UNE OPERETTE A L'OPERA? CHICHE!
Reste qu'on ressort globalement heureux, et d'abord parce que c'était un joli pari d'installer dans le temple de l'opéra ce qui n'en est pas un, or l'on sait combien, dans notre vieux pays, on aime à tout mettre dans de petites cases. Certains, d'ailleurs, ont fait, feront, la fine bouche: que vient faire à Bastille une OPERETTE- chantée tout de même par une Felicity Lott, une Stich-Randall ou, plus encore, Elizabeth Schwarzkopf?

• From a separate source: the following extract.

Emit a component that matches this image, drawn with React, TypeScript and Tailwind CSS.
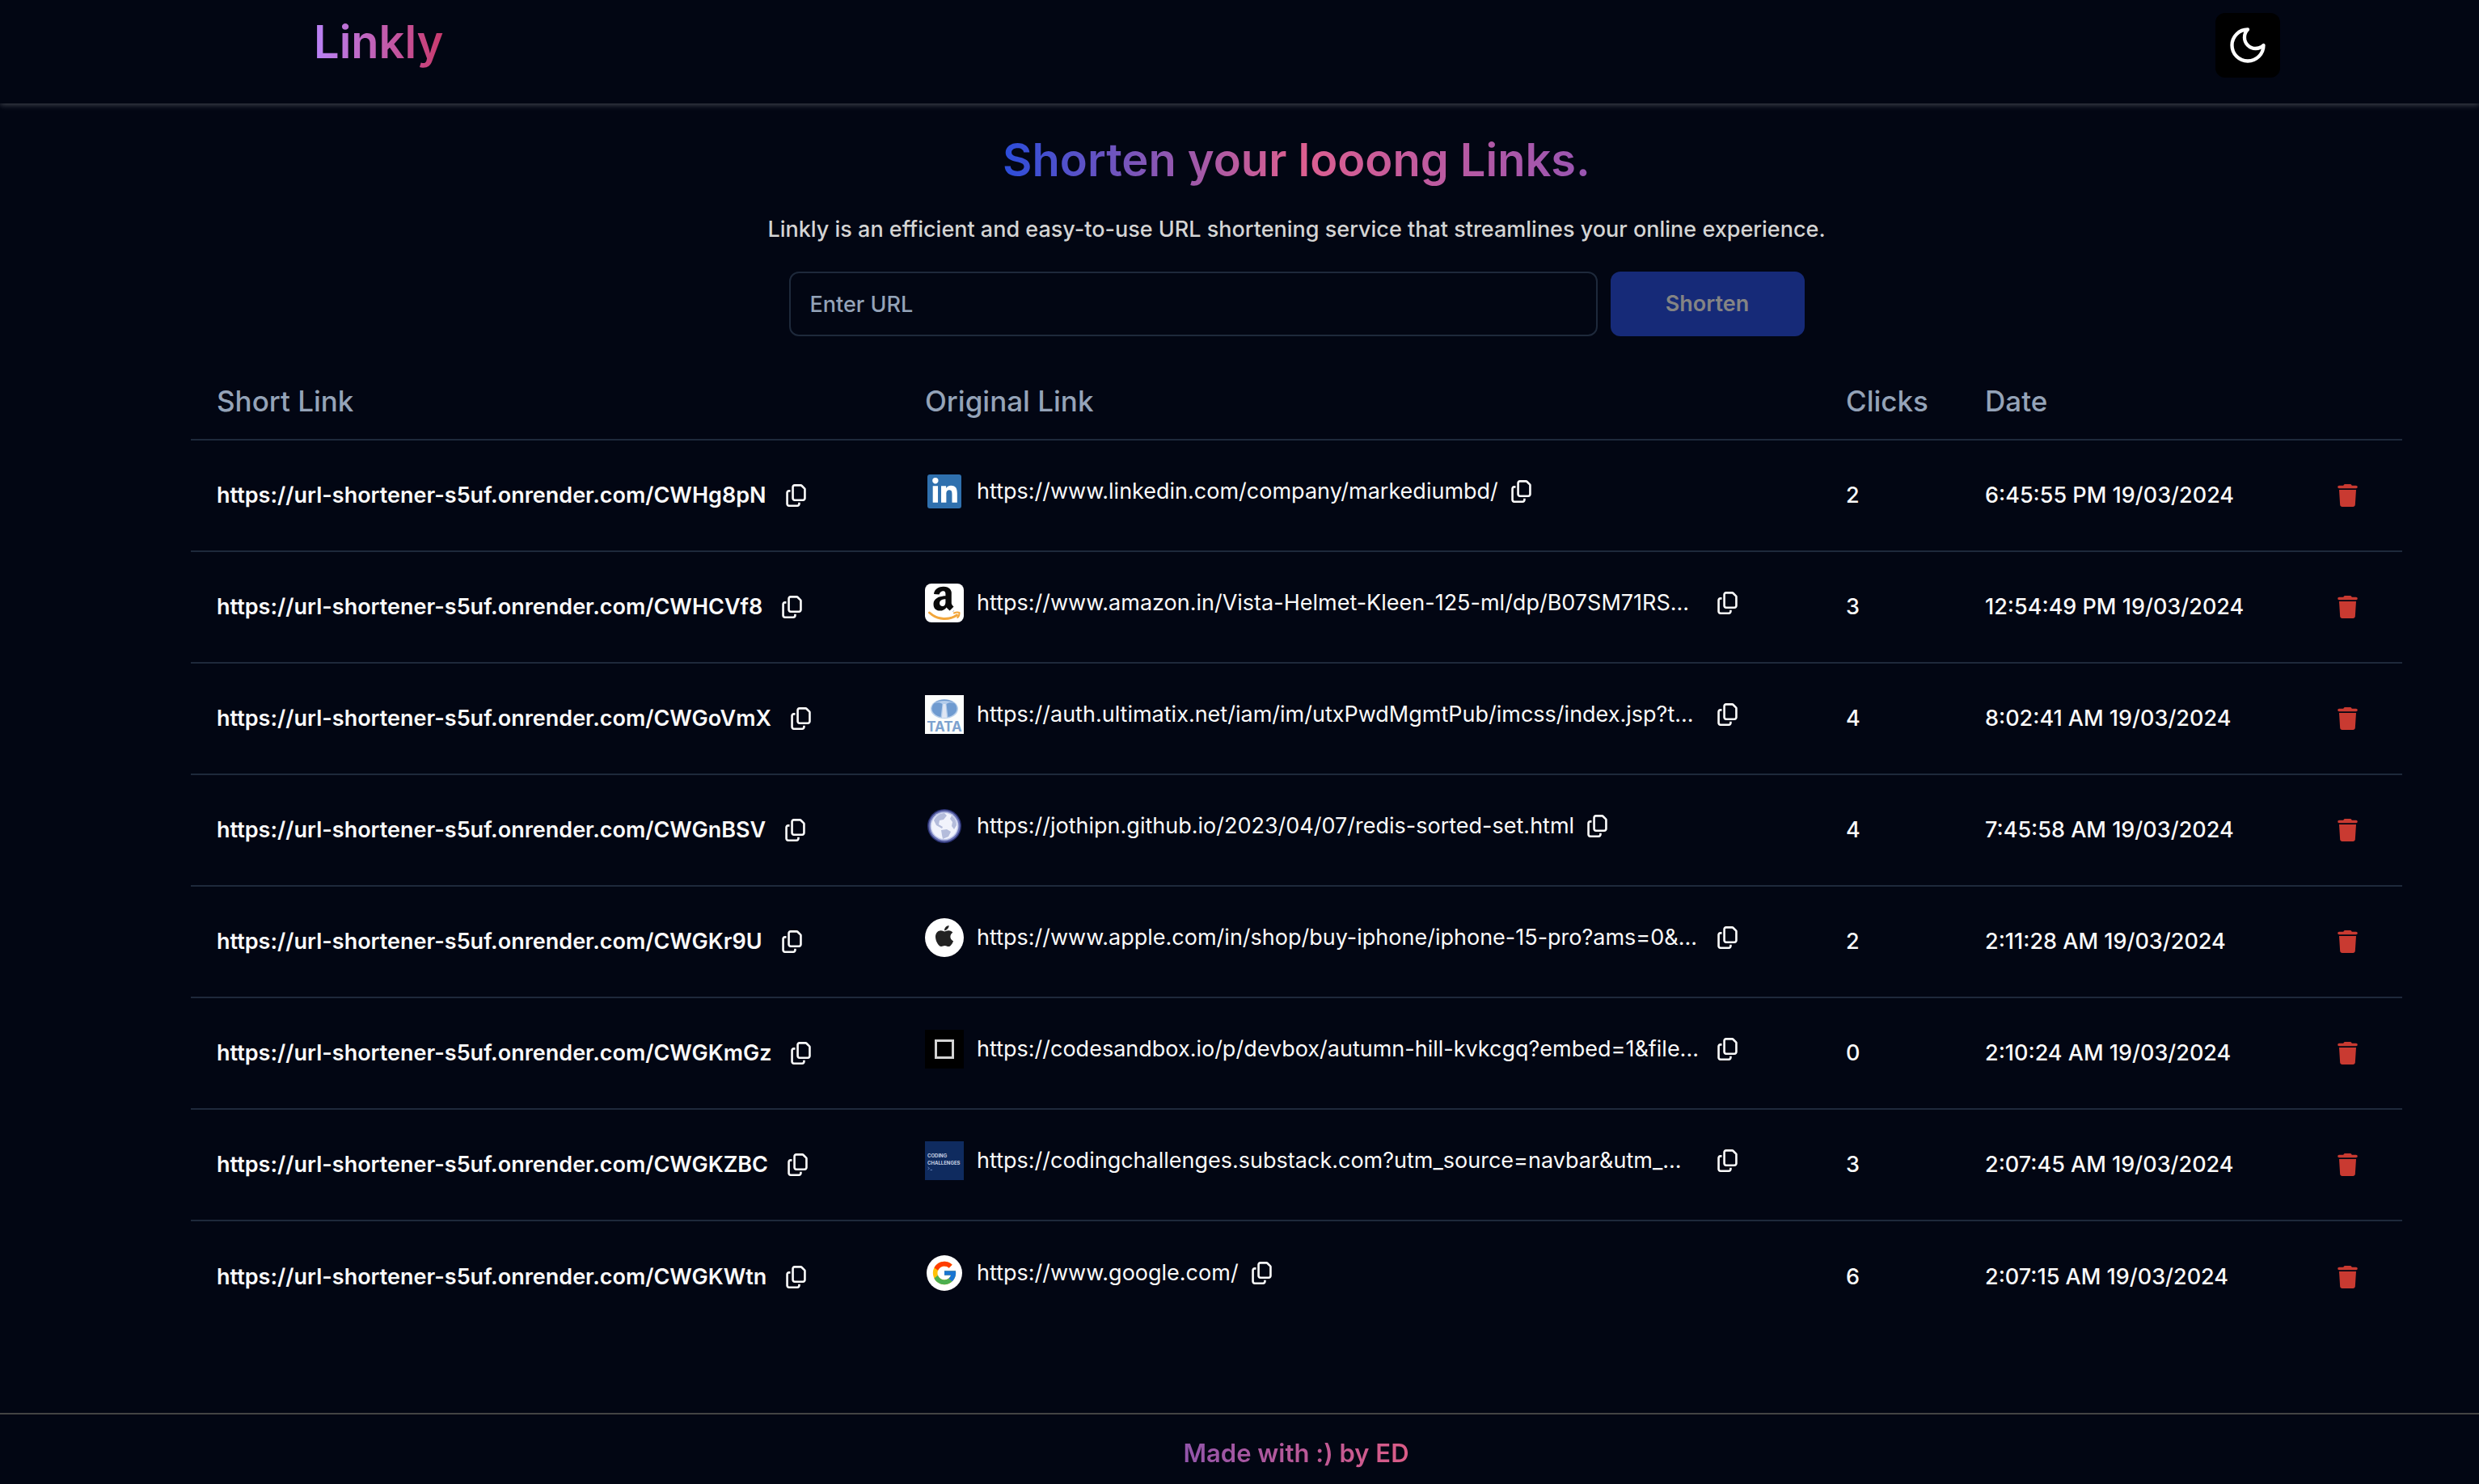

Et même si cette production vient du temps d'Hugues Gall, on aimerait maintenant que, l'ayant reprise, Lissner et Jordan tiennent le même pari avec Offenbach ou -chiche!- un Charles Lecocq, ses "Cent Vierges" ou sa "Fille de madame Angot". Qui, croyez-moi, ne sont pas de la tarte à chanter non plus...
"La veuve joyeuse" de Franz Lehar, mise en scène de Jorge Lavelli, direction musicale Marius Stieghorst ou Jakub Hrusa, Opéra-Bastille, Paris, jusqu'au 21 octobre.
Une belle initiative ce 14 septembre: une salle de jeunes amateurs pour une opération "moins de 40 ans moins 40%" appelée à se renouveler plusieurs fois cette saison (six, je crois) sur d'autres productions. La représentation (donc sans doute les prochaines sur ce principe) étant suivi d'une teuf techno dans les hauteurs de Bastille... à laquelle je n'ai pas assisté pour ne pas avoir l'air ridicule!